New Mexico still has 4 percent fewer employed workers, in part because of the ripple effects of last year’s federal government shutdown, which forced many businesses that contract with federal agencies to shed workers. The public sector employs 24 percent of all workers in the state, which is home to three Air Force bases and the Los Alamos National Laboratory. “Government has been a drag,” says Michael O’Donnell, a research scientist with the Bureau of Business and Economic Research at the University of New Mexico. “Many of the private-sector jobs rely on government funds and grants.”

Nationwide, the jobs picture wouldn’t look as good if it weren’t for the energy industry. Take out the 1.1 million jobs created in Texas, the state that has led in job creation, and the country would be 350,000 below the 2008 peak, according to research by the Federal Reserve Bank of Dallas.

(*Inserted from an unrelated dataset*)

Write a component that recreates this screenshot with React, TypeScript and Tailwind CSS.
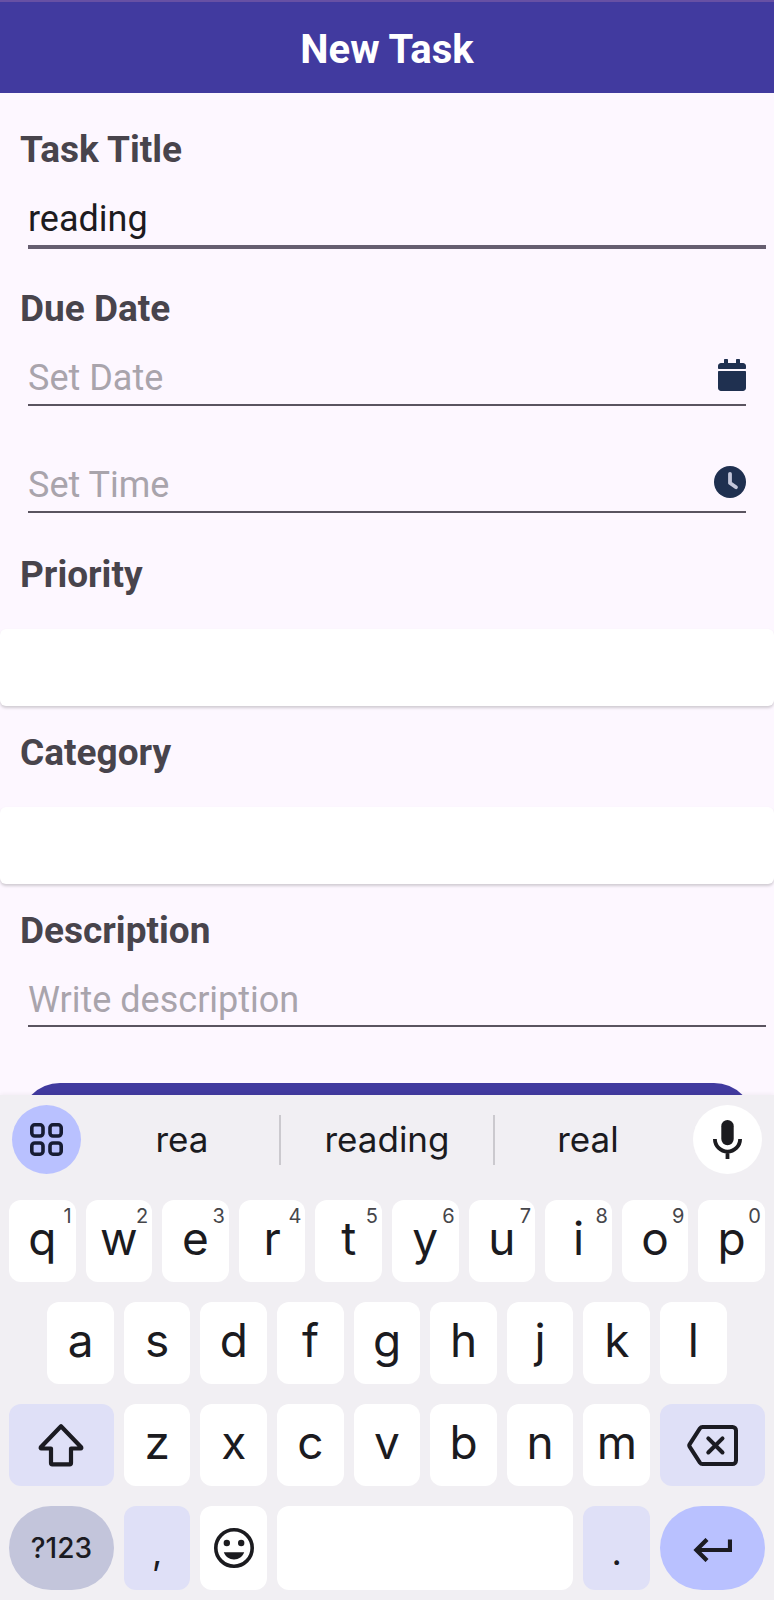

Gary Burtless, a senior fellow at the Brookings Institution and a former Labor Department official, points to data on job mobility as further evidence “that local job markets have been basically lousy almost everywhere” except for a few areas benefiting from the energy boom. Young adults 25 to 34, who are most likely to relocate for employment reasons, have been moving at decreasing rates even after the recession ended, notes a Brookings analysis.


    The bottom line: The U.S. exceeded its prior employment peak in May, but 29 states have not recovered all the jobs lost in the recession.